A Launch to Remember (Part 6)

STS-134 Crew Walkout

Saturday Afternoon: Yesterday was a very long day for us. You’d think that a scrub shortly after noon, shortly after the excitement of witnessing the crew walkout, would mean that we could kick back for the rest of the day. But whenever there’s a significant change in plans, the Kennedy Space Center (KSC) Press Center schedules a briefing at some point. We wanted to stay for that. Besides, we were concerned about traffic. The driver of the bus back from the crew walkout to the Press Center said that he had a long shift ahead of him but that he didn’t mind because he imagined that it would take four or five hours for some of the people who were heading out right away to get home. Indeed, one photographer staying at a hotel about a dozen miles away from the Press Center spent about 90 minutes getting back to his room, and he waited until after 4p.m.

Presidential Motorcade

Yesterday’s press briefing was delayed a bit, so that it could focus on two things: the political, or President Obama’s visit to KSC and Representative Giffords’s plans, and the procedural, or what it will take to get Endeavour ready to fly. While we were happy to see the president’s helicopter land behind the Vehicle Assembly Building across the street from the Press Center and then see his motorcade drive by, that wasn’t really our bailiwick for our blog. The procedural boils down to repairing a malfunctioning heater in the orbiter’s left APU, or Auxiliary Power Unit.
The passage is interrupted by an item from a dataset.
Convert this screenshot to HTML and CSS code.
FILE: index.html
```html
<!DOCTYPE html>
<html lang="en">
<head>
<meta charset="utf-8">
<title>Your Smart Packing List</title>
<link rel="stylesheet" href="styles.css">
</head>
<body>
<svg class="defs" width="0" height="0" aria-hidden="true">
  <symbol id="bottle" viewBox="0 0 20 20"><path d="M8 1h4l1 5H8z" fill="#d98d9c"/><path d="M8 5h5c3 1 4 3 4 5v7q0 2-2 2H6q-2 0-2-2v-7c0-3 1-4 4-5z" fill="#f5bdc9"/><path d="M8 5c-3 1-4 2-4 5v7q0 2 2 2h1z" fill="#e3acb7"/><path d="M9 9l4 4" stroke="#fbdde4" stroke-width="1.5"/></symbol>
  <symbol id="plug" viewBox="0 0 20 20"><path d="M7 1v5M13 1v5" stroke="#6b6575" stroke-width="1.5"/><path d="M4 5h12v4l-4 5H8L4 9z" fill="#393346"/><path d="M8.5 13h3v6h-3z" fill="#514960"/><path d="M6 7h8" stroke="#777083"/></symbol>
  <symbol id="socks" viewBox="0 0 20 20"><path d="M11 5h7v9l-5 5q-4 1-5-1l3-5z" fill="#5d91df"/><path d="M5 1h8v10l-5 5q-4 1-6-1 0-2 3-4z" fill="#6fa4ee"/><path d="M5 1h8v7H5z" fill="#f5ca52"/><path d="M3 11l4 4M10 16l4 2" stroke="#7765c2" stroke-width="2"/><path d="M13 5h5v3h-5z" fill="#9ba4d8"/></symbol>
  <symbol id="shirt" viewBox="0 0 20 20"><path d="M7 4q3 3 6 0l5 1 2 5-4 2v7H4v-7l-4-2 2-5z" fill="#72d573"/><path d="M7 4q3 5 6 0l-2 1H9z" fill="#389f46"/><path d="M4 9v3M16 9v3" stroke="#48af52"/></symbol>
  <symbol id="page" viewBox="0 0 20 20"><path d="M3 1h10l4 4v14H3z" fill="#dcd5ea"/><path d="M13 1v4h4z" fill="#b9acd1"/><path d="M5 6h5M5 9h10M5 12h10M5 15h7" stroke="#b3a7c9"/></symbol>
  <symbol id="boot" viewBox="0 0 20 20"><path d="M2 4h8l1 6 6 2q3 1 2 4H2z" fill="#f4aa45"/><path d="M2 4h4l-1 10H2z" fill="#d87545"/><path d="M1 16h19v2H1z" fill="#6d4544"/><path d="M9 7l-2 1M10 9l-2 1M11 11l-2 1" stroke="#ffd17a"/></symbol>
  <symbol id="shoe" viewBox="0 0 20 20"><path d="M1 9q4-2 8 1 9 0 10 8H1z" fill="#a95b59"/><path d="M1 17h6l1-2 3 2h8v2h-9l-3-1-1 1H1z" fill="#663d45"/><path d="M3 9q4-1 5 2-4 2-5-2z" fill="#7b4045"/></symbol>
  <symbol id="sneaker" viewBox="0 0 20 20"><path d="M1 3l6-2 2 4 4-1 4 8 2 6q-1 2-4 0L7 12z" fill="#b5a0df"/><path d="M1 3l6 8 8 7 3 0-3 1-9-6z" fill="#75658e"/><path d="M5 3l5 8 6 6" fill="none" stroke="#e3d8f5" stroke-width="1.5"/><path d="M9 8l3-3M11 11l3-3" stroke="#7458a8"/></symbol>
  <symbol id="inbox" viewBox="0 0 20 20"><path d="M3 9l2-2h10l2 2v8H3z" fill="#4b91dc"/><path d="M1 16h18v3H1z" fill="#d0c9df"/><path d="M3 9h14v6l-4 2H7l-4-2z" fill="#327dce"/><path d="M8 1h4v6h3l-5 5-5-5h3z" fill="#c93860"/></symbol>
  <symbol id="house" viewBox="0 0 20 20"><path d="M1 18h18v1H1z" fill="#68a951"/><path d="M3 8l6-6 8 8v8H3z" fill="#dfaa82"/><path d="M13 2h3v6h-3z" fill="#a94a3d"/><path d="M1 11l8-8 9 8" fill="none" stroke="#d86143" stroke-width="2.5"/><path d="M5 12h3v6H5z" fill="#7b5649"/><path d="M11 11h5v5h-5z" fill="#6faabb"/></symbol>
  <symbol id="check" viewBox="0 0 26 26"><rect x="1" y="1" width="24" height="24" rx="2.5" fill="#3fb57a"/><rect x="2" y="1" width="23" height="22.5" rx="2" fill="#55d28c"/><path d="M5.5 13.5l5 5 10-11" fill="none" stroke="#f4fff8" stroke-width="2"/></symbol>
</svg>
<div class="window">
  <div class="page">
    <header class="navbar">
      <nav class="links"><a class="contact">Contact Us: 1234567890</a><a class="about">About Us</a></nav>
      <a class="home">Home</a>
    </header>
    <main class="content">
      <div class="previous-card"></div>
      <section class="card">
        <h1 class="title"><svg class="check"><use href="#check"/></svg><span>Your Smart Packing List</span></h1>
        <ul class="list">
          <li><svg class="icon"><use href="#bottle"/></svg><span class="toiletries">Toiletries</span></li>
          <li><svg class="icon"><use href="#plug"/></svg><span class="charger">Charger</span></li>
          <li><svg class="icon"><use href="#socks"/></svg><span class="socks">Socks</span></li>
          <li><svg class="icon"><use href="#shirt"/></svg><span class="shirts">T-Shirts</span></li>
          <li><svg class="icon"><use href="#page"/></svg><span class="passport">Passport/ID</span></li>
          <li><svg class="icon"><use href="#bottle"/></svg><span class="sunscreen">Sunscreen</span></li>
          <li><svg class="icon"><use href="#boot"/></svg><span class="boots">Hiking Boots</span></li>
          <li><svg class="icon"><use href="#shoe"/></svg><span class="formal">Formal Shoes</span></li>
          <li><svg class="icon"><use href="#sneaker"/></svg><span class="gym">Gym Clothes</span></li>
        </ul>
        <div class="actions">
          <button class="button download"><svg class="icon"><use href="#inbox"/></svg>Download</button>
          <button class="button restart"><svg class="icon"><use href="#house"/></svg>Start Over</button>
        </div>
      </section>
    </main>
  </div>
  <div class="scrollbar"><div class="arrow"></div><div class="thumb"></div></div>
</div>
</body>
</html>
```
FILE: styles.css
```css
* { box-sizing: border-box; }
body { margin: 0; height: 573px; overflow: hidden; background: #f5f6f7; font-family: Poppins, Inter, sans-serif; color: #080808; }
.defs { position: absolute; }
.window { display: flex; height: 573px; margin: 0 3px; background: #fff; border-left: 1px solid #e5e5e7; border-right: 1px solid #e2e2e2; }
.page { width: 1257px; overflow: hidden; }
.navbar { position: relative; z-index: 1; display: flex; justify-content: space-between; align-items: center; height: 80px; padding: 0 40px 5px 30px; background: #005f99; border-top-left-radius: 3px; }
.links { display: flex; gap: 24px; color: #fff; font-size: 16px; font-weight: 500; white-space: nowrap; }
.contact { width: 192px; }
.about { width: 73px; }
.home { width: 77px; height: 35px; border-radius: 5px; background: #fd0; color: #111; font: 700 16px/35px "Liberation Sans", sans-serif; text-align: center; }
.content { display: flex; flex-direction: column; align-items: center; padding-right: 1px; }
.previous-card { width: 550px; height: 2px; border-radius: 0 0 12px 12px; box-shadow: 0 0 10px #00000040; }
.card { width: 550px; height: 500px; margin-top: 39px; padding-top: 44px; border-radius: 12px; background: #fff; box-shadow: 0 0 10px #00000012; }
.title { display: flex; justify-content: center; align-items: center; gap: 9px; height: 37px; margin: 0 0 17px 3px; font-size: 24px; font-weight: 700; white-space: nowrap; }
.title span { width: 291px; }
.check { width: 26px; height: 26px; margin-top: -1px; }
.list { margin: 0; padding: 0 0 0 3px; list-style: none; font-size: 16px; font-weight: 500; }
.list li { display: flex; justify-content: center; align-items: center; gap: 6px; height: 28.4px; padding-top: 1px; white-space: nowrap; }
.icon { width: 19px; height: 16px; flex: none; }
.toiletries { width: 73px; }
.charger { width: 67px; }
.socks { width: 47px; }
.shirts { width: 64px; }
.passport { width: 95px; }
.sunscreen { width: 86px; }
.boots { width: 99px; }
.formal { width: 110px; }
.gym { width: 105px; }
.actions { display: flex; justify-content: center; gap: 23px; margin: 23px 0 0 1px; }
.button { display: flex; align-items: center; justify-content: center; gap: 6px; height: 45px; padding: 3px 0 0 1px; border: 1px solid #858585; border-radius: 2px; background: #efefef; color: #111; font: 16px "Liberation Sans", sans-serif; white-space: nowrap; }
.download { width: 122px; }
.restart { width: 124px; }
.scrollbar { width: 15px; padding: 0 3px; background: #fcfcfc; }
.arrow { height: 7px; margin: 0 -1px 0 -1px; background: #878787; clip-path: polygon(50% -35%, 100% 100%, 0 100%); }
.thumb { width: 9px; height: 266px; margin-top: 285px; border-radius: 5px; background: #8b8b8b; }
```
As we listened to Launch Integration Manager Mike Moses and Shuttle Launch Director Mike Leinbach, we understood that the problem was either a faulty thermostat, which could be relatively easily switched out, or the larger line of heaters on string B that wraps around a hydraulic fuel line. Had they discovered this problem once in orbit, they would have burned off that system and gone on their way, but the concern about flying with this known problem is the possibility of a frozen line, the possibility that a frozen line would thaw at some point after pressure had built up, and the possibility that a thawed line could catch fire during reentry. This problem meant they were in violation of launch criteria and the decision to scrub was “straightforward” according to both Moses and Leinbach.

The Obamas at KSC

We hope that a faulty thermostat is the problem. Leinbach pointed out that changing out the larger system, the box that houses various parts, would take an additional two days of retesting after the fix itself is completed. That would make a Monday or Tuesday launch an impossibility, and then KSC runs into a conflict with the Air Force, which is launching an Atlas rocket this week. If they must delay, they also have to look at the whole mission schedule so that undocking from the International Space Station in preparation to return to Earth doesn’t fall on the same day as the scheduled Soyuz undocking. It’s a complicated syncing up.
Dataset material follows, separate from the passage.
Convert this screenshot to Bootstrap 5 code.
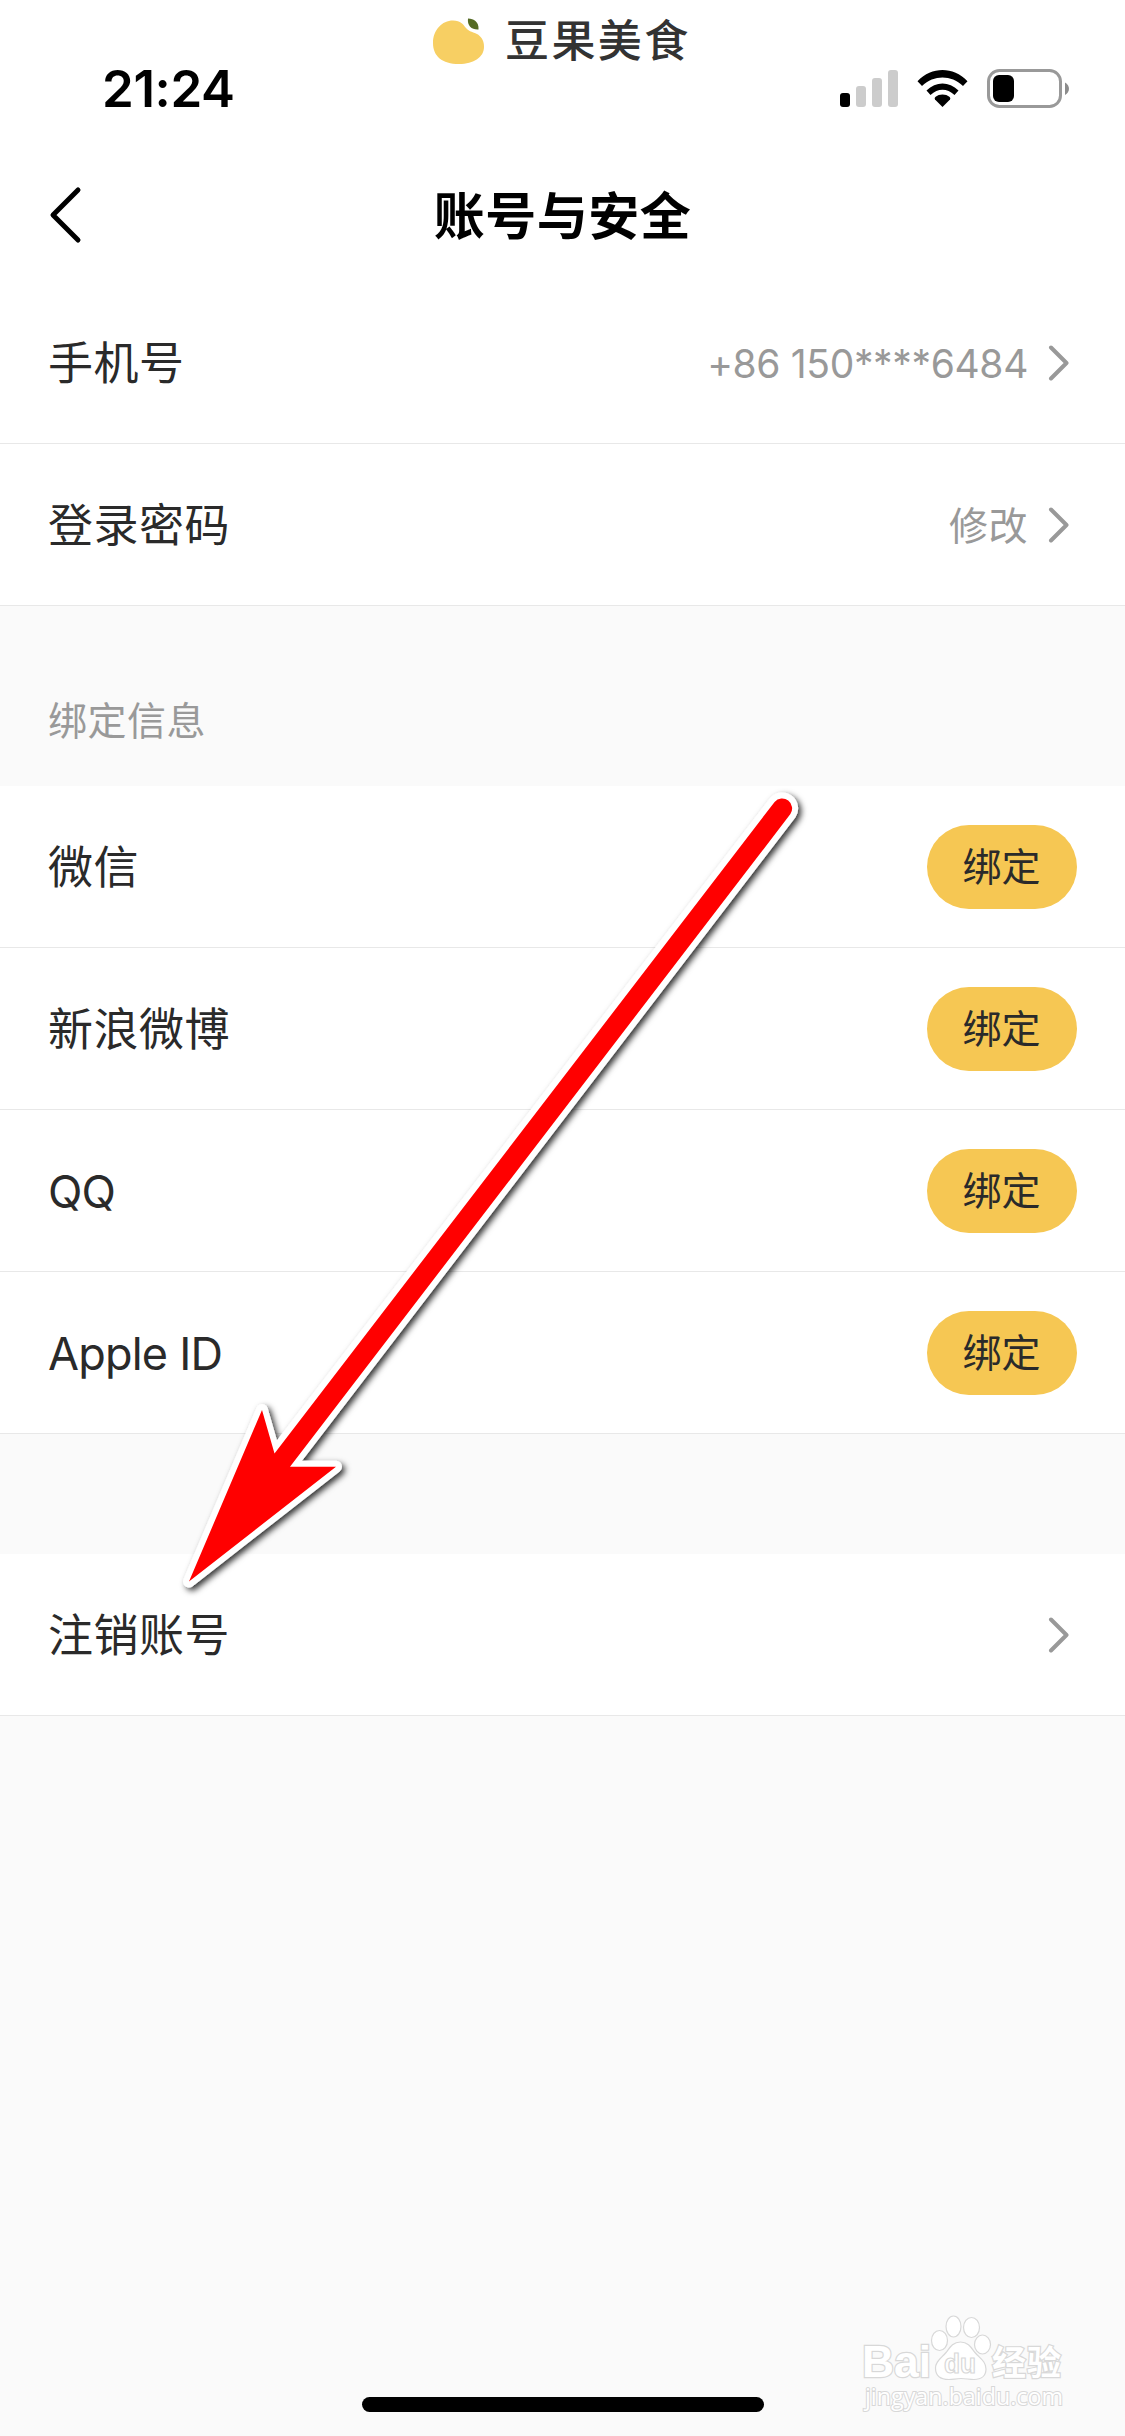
<!DOCTYPE html>
<html lang="zh-CN">
<head>
<meta charset="utf-8">
<meta name="viewport" content="width=device-width, initial-scale=1">
<title>账号与安全</title>
<link href="https://cdn.jsdelivr.net/npm/bootstrap@5.3.0/dist/css/bootstrap.min.css" rel="stylesheet">
<style>
  body { background: #fafafa; color: #2a2a2a; font-family: Inter, "Noto Sans CJK SC", sans-serif; font-size: 45px; line-height: 1; min-height: 2436px; overflow-x: hidden; }
  .status-bar { height: 150px; }
  .clock { padding-left: 102px; padding-top: 63px; font-size: 51px; font-weight: 600; color: #000; letter-spacing: -.4px; }
  .brand-mark { left: 433px; top: 17px; }
  .brand-name { font-size: 44px; font-weight: 500; color: #333; letter-spacing: 2.4px; margin-left: 20px; }
  .status-icons { left: 840px; top: 66px; }
  .title-bar { height: 132px; }
  .title-text { font-size: 51px; font-weight: 700; color: #000; letter-spacing: .5px; padding-top: 1px; }
  .back-btn { left: 47px; top: 34px; }
  .cell { height: 162px; padding: 0 48px; border: 0; border-bottom: 1px solid #e8e8e8; color: #2a2a2a; background: #fff; }
  .cell-name { letter-spacing: .5px; padding-top: 2px; }
  .cell-latin { letter-spacing: -.8px; }
  .cell-value { font-size: 39px; color: #999; letter-spacing: .5px; padding-top: 1px; }
  .phone { letter-spacing: -.35px; }
  .arrow-cell { padding-right: 55px; }
  .chevron { margin-left: 20px; }
  .bind-btn { width: 150px; height: 84px; padding: 0 1px 0 0; font-size: 39px; line-height: 1; color: #2a2a2a; background: #f6c753; border: 0; }
  .section-label { height: 180px; padding: 48px 48px 0; font-size: 39px; color: #999; letter-spacing: .5px; }
  .section-gap { height: 120px; }
  .home-bar { left: 362px; top: 2397px; width: 402px; height: 15px; background: #000; }
  .pointer-arrow { left: 0; top: 0; pointer-events: none; }
  .watermark { left: 855px; top: 2305px; overflow: visible; }
</style>
</head>
<body class="position-relative">
<header class="bg-white">
  <div class="status-bar position-relative">
    <div class="clock">21:24</div>
    <div class="brand-mark position-absolute d-flex align-items-center">
      <svg width="52" height="48" viewBox="0 0 52 48"><path fill="#f7cf63" d="M0 26C0 13 9 3.500 20 3.500c8 0 10 4 13 7.500 3 4 8 4 12 6.500 4 3 6 6.500 6 12.500C51 40 41 47 26 47 9 47 0 39 0 26Z"/><path fill="#556b24" d="M35 1.500c6 .5 11 3 10.500 11C39 13 34 9 35 1.500Z"/></svg>
      <span class="brand-name text-nowrap">豆果美食</span>
    </div>
    <svg class="status-icons position-absolute" width="232" height="45" viewBox="0 0 232 45">
      <rect x="0" y="27" width="10" height="14" rx="3"/>
      <g fill="#ccc"><rect x="16" y="20" width="10" height="21" rx="3"/><rect x="32" y="12" width="10" height="29" rx="3"/><rect x="48" y="4" width="10" height="37" rx="3"/></g>
      <path d="M102.500 41 95 33.500a2 2 0 0 1 .3-2.500c4-3.300 10.400-3.300 14.400 0a2 2 0 0 1 .3 2.500Z"/>
      <path d="M90.500 29 86.500 24.500C96 15 109 15 118.500 24.500L114.500 29C107 22 98 22 90.500 29Z"/>
      <path d="M82 20 77.500 15.200C92 .3 113 .3 127.500 15.200L123 20C111 8.800 94 8.800 82 20Z"/>
      <rect x="148.500" y="4.500" width="72" height="36" rx="11" fill="none" stroke="#999" stroke-width="3"/>
      <rect x="153" y="9" width="21" height="27" rx="6"/>
      <path fill="#8c8c8c" d="M225 16.500c5.300 2.500 5.300 10 0 12.500Z"/>
    </svg>
  </div>
  <nav class="title-bar position-relative d-flex justify-content-center align-items-center">
    <svg class="back-btn position-absolute" width="40" height="64" viewBox="0 0 40 64" fill="none" stroke="#000" stroke-width="5" stroke-linecap="round" stroke-linejoin="round"><path d="M31 6 6 31 31 56"/></svg>
    <h1 class="title-text m-0">账号与安全</h1>
  </nav>
</header>
<main>
  <div class="list-group list-group-flush rounded-0">
    <div class="cell arrow-cell d-flex align-items-center"><span class="cell-name me-auto">手机号</span><span class="cell-value phone">+86 150****6484</span><svg class="chevron" width="22" height="36" viewBox="0 0 22 36" fill="none" stroke="#999" stroke-width="4" stroke-linecap="round" stroke-linejoin="round"><path d="M3 2.500 18.500 18 3 33.500"/></svg></div>
    <div class="cell arrow-cell d-flex align-items-center"><span class="cell-name me-auto">登录密码</span><span class="cell-value">修改</span><svg class="chevron" width="22" height="36" viewBox="0 0 22 36" fill="none" stroke="#999" stroke-width="4" stroke-linecap="round" stroke-linejoin="round"><path d="M3 2.500 18.500 18 3 33.500"/></svg></div>
  </div>
  <div class="section-label d-flex align-items-center">绑定信息</div>
  <div class="list-group list-group-flush rounded-0">
    <div class="cell d-flex align-items-center justify-content-between"><span class="cell-name">微信</span><button class="btn bind-btn rounded-pill">绑定</button></div>
    <div class="cell d-flex align-items-center justify-content-between"><span class="cell-name">新浪微博</span><button class="btn bind-btn rounded-pill">绑定</button></div>
    <div class="cell d-flex align-items-center justify-content-between"><span class="cell-name cell-latin">QQ</span><button class="btn bind-btn rounded-pill">绑定</button></div>
    <div class="cell d-flex align-items-center justify-content-between"><span class="cell-name cell-latin">Apple ID</span><button class="btn bind-btn rounded-pill">绑定</button></div>
  </div>
  <div class="section-gap"></div>
  <div class="cell arrow-cell d-flex align-items-center justify-content-between"><span class="cell-name">注销账号</span><svg class="chevron" width="22" height="36" viewBox="0 0 22 36" fill="none" stroke="#999" stroke-width="4" stroke-linecap="round" stroke-linejoin="round"><path d="M3 2.500 18.500 18 3 33.500"/></svg></div>
</main>

<svg class="pointer-arrow position-absolute" width="1125" height="1700" viewBox="0 0 1125 1700">
  <defs>
    <path id="arrow" d="M189 1581.500 262 1410 274.500 1453.500 774.600 801.900A10 10 0 0 1 790.400 814.100L290 1466.700H336Z"/>
    <filter id="soft" x="-10%" y="-10%" width="120%" height="120%"><feDropShadow dx="3" dy="3" stdDeviation="3" flood-color="#000" flood-opacity=".8"/></filter>
  </defs>
  <use href="#arrow" fill="#fff" stroke="#fff" stroke-width="12" stroke-linejoin="round" filter="url(#soft)"/>
  <use href="#arrow" fill="#f00"/>
</svg>

<svg class="watermark position-absolute" width="220" height="120" viewBox="0 0 220 120" fill="#fff" stroke="#d8d8d8" stroke-width="1.200">
  <g stroke-width="2.400" paint-order="stroke">
    <text x="7" y="72" font-family="Liberation Sans, sans-serif" font-weight="700" font-size="44" textLength="69" lengthAdjust="spacingAndGlyphs">Bai</text>
    <text x="137" y="70" font-family="Noto Sans CJK SC, sans-serif" font-weight="700" font-size="34" textLength="69">经验</text>
    <text x="10" y="100" font-family="Open Sans, sans-serif" font-size="23" stroke-width="2" textLength="198" lengthAdjust="spacingAndGlyphs">jingyan.baidu.com</text>
  </g>
  <ellipse cx="84.500" cy="35.500" rx="8" ry="10"/><ellipse cx="98.500" cy="21.500" rx="7.500" ry="10.500"/><ellipse cx="116.500" cy="22.500" rx="8" ry="10"/><ellipse cx="127.500" cy="39.500" rx="8" ry="9.500"/>
  <path d="M105.500 37c8 0 11 6 14 10 5 6 11.500 9 11.500 17 0 7-5 10.500-12 10.500-5 0-8-1-13-1s-8 1-12 1C86 74.500 80.500 71 80.500 63c0-7 6-10 11-16 3-4 6-10 14-10Z"/>
  <text x="89" y="68" font-family="Liberation Sans, sans-serif" font-weight="700" font-size="27" textLength="32" lengthAdjust="spacingAndGlyphs">du</text>
</svg>
<div class="home-bar position-absolute rounded-pill"></div>
<script src="https://cdn.jsdelivr.net/npm/bootstrap@5.3.0/dist/js/bootstrap.bundle.min.js"></script>
</body>
</html>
George Diller, Bob Cabana, Mike Moses, Mike Leinbach

We’re now in the Press Center, where we just received the inside scoop that workers have entered the aft section of the shuttle, where the heater is located. It took them a full day to get into the shuttle to take a look because, once the external tank is full of fuel, it takes 24 hours to drain it and let the remaining hydrogen evaporate. In addition, they had to roll the Rotating Service Structure back into position to provide access to the shuttle. We’re hoping that another update is available on the KSC website at about 4:30p.m., or shortly after the Press Center closes for the day. In the meantime, we’re heading to the KSC Visitor’s Complex for further research.